■ **What you have to do**:
Search the listing below for the string "Tailwind" and show each line that contains it.

[Items from a dataset]
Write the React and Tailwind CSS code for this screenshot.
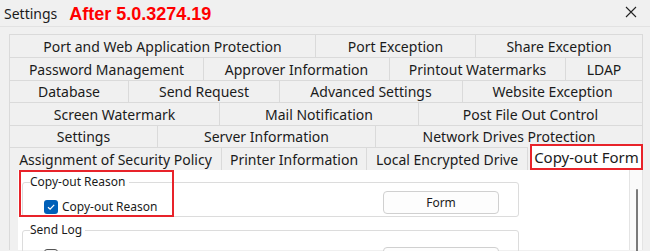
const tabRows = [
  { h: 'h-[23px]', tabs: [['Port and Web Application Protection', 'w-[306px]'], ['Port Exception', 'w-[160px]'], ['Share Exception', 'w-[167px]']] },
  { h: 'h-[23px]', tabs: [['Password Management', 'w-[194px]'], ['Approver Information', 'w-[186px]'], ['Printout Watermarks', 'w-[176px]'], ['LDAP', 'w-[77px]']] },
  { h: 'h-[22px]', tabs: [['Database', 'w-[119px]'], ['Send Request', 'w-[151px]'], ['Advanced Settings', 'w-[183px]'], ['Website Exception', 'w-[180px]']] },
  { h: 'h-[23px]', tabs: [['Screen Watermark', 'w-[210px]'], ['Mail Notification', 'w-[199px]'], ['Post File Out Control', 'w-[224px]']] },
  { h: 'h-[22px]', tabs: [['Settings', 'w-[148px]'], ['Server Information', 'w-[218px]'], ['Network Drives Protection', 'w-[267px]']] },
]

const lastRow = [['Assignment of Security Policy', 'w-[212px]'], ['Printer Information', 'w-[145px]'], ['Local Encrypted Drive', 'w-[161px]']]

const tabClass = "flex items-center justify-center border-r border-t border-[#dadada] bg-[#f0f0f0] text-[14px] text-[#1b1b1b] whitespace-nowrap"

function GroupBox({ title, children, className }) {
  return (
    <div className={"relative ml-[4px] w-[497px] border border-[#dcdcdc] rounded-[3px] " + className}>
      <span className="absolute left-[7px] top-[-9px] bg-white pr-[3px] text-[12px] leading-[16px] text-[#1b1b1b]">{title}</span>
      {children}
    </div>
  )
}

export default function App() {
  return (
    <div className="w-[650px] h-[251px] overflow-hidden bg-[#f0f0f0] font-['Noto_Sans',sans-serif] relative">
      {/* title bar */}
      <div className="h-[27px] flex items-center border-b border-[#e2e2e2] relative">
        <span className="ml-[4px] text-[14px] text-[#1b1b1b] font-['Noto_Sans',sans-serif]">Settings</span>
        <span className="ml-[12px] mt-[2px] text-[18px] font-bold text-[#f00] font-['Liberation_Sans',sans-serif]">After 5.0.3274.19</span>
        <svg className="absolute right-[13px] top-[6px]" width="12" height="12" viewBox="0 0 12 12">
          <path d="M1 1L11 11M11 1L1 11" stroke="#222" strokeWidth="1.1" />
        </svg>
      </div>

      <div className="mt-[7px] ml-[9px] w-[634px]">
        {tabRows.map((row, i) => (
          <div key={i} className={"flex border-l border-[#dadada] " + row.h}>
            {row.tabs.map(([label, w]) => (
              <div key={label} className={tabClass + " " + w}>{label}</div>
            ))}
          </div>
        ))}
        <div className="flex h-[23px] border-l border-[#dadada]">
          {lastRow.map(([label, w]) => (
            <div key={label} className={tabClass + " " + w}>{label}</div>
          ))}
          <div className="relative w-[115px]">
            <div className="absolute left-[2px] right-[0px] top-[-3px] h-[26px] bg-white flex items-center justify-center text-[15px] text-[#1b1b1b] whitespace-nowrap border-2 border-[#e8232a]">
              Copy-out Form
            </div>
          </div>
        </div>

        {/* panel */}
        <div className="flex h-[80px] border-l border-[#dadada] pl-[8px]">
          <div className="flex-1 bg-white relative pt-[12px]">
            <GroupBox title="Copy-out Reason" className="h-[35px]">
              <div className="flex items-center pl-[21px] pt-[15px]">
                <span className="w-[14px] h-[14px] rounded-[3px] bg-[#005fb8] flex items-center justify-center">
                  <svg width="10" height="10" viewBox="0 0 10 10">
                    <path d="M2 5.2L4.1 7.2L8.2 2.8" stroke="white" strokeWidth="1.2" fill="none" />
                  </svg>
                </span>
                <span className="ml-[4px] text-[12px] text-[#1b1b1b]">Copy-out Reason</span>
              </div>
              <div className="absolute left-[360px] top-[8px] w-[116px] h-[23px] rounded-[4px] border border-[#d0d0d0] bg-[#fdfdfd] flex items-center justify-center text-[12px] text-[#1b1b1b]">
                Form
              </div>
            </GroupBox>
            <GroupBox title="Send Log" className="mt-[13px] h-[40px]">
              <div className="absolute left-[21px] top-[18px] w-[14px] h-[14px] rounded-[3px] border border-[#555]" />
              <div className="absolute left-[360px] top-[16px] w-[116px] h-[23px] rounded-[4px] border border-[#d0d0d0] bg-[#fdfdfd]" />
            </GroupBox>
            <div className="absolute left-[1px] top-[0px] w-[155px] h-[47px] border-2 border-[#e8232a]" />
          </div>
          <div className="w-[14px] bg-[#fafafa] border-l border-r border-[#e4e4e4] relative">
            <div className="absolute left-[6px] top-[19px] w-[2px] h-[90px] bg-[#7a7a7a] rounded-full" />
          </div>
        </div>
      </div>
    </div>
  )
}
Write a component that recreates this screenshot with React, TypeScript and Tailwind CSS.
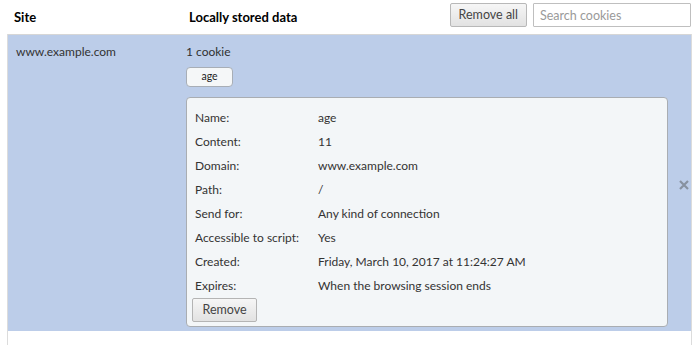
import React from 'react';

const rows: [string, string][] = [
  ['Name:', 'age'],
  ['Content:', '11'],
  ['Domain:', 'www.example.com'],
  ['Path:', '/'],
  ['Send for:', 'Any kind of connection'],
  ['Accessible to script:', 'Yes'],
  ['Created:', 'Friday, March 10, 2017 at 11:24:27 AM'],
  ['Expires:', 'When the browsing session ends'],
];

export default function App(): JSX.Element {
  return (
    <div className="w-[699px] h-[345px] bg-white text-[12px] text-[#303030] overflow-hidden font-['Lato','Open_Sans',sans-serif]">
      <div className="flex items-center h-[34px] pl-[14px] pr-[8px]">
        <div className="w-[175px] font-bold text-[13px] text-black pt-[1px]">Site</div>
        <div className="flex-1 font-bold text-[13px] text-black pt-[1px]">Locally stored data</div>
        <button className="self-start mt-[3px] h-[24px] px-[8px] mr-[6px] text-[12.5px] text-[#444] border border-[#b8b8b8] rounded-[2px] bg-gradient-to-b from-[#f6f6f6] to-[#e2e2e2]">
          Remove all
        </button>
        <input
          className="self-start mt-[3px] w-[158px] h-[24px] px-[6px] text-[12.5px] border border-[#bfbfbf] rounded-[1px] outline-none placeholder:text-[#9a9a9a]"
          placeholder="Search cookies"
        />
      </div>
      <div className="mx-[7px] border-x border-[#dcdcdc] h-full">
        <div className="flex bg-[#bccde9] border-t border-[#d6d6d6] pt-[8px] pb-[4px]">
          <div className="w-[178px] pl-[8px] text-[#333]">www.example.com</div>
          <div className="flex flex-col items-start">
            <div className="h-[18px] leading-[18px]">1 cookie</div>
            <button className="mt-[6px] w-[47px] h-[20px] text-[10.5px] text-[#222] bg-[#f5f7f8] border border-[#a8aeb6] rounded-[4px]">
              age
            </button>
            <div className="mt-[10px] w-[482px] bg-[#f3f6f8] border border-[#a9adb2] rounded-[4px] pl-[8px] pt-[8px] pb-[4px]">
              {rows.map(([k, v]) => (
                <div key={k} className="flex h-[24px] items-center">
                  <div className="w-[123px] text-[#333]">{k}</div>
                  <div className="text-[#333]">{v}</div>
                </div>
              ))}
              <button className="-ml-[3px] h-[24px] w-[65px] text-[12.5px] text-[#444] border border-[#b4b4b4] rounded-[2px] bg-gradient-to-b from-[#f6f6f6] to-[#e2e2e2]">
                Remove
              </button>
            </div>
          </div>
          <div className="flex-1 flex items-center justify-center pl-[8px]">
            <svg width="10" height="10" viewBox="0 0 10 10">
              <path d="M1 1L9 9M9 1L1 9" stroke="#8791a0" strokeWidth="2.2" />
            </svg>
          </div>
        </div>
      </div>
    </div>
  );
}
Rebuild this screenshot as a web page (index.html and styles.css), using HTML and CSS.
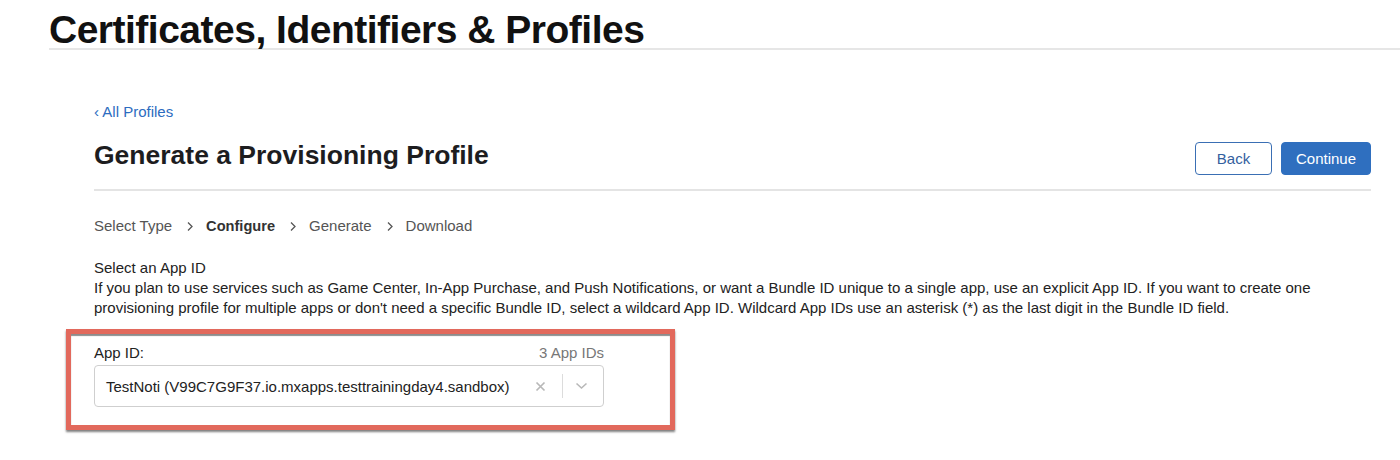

■ **Final result**:
Write the React and Tailwind CSS code for this screenshot.
Write a component that recreates this screenshot with React, TypeScript and Tailwind CSS.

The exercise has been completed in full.